Dataset content |
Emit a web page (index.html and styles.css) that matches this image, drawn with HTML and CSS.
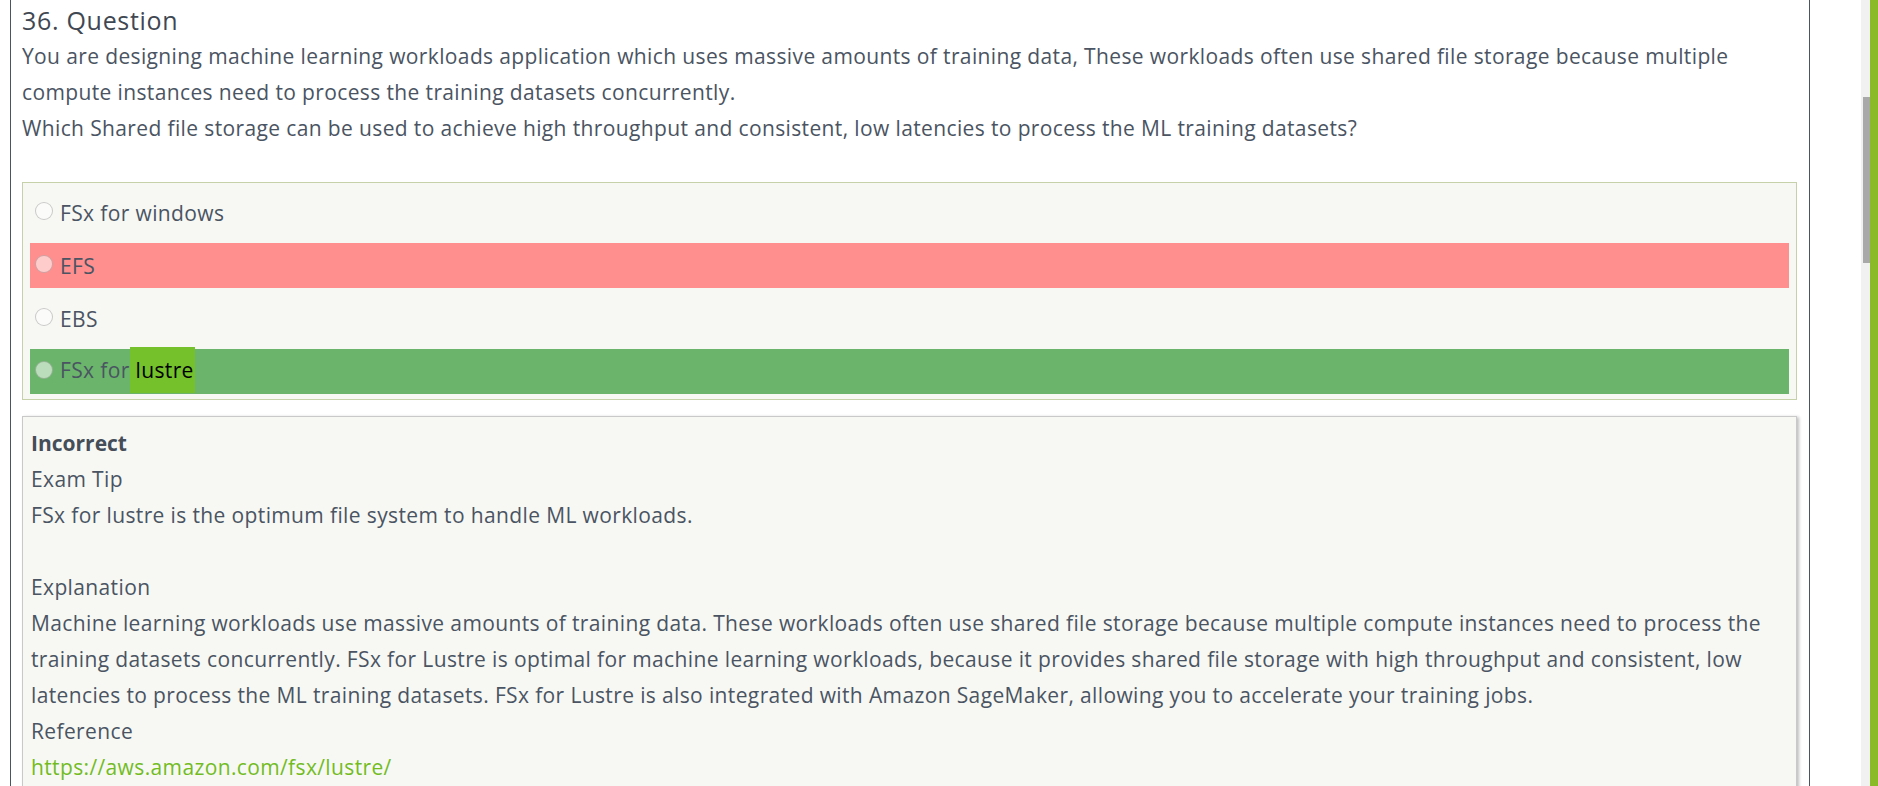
FILE: index.html
```html
<!DOCTYPE html>
<html lang="en">
<head>
<meta charset="utf-8">
<title>36. Question</title>
<link rel="stylesheet" href="styles.css">
</head>
<body>
<div class="page">
  <main class="quiz">
    <h2 class="q-title">36. Question</h2>
    <div class="q-text">
      <p>You are designing machine learning workloads application which uses massive amounts of training data, These workloads often use shared file storage because multiple compute instances need to process the training datasets concurrently.</p>
      <p>Which Shared file storage can be used to achieve high throughput and consistent, low latencies to process the ML training datasets?</p>
    </div>
    <ul class="options">
      <li class="option"><span class="radio"></span><span>FSx for windows</span></li>
      <li class="option wrong"><span class="radio"></span><span>EFS</span></li>
      <li class="option"><span class="radio"></span><span>EBS</span></li>
      <li class="option right"><span class="radio"></span><span>FSx for<mark class="hl">&nbsp;lustre</mark></span></li>
    </ul>
    <div class="explain">
      <p class="verdict">Incorrect</p>
      <p>Exam Tip</p>
      <p>FSx for lustre is the optimum file system to handle ML workloads.</p>
      <p class="blank">&nbsp;</p>
      <p>Explanation</p>
      <p>Machine learning workloads use massive amounts of training data. These workloads often use shared file storage because multiple compute instances need to process the training datasets concurrently. FSx for Lustre is optimal for machine learning workloads, because it provides shared file storage with high throughput and consistent, low latencies to process the ML training datasets. FSx for Lustre is also integrated with Amazon SageMaker, allowing you to accelerate your training jobs.</p>
      <p>Reference</p>
      <p><a class="link" href="#">https://aws.amazon.com/fsx/lustre/</a></p>
    </div>
  </main>
  <div class="gutter"></div>
  <div class="scrollbar"><div class="thumb"></div></div>
  <div class="accent"></div>
</div>
</body>
</html>
```

FILE: styles.css
```css
html, body {
  margin: 0;
  padding: 0;
  height: 786px;
  overflow: hidden;
  background: #ffffff;
}

body {
  font-family: "Open Sans", "Lato", sans-serif;
  color: #4a5462;
}

.page {
  display: flex;
  height: 786px;
}

.quiz {
  width: 1776px;
  flex: none;
  margin-left: 10px;
  padding: 0 11px;
  border-left: 1px solid #4b5561;
  border-right: 1px solid #4b5561;
  font-size: 21px;
  letter-spacing: 0.37px;
  line-height: 36px;
}

.q-title {
  margin: 0;
  font-size: 25px;
  letter-spacing: 0.7px;
  font-weight: 400;
  line-height: 36px;
  color: #3f4852;
  padding-top: 2px;
}

.q-text p {
  margin: 0;
}

.options {
  list-style: none;
  margin: 36px 0 0;
  padding: 7px 7px 5px;
  width: 1759px;
  border: 1px solid #c6d1a9;
  background: #f7f8f4;
  display: flex;
  flex-direction: column;
  gap: 8px;
}

.option {
  height: 45px;
  display: flex;
  align-items: center;
  padding-left: 5px;
}

.option.wrong {
  background: #ff8f8f;
}

.option.right {
  background: #6bb46b;
}

.radio {
  width: 16px;
  height: 16px;
  border-radius: 50%;
  border: 1px solid rgba(0, 0, 0, 0.2);
  background: rgba(255, 255, 255, 0.55);
  margin-right: 7px;
  margin-bottom: 4px;
  flex: none;
}

.hl {
  background: #74c12b;
  color: #000;
  display: inline-block;
  line-height: 46px;
  padding: 0 1px 0 0;
  margin-top: -3px;
}

.explain {
  margin-top: 16px;
  width: 1757px;
  padding: 8px 8px 40px;
  border: 1px solid #c9c9c9;
  background: #f7f8f4;
  box-shadow: 2px 1px 3px rgba(0, 0, 0, 0.25);
}

.explain p {
  margin: 0;
}

.verdict {
  font-weight: 700;
  letter-spacing: 0;
  color: #444d58;
}

.link {
  color: #72bc1f;
  text-decoration: none;
}

.gutter {
  width: 51px;
  flex: none;
}

.scrollbar {
  width: 9px;
  flex: none;
  background: #f1f1f1;
}

.thumb {
  margin-top: 97px;
  margin-left: 2px;
  width: 7px;
  height: 166px;
  background: #a9a9a9;
}

.accent {
  flex: 1;
  background: #8aba28;
}
```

Work to be completed | Which lines in the data above contain "styles"? Show each one.

Exercise result |
Emit a web page (index.html and styles.css) that matches this image, drawn with HTML and CSS.
<link rel="stylesheet" href="styles.css">
FILE: styles.css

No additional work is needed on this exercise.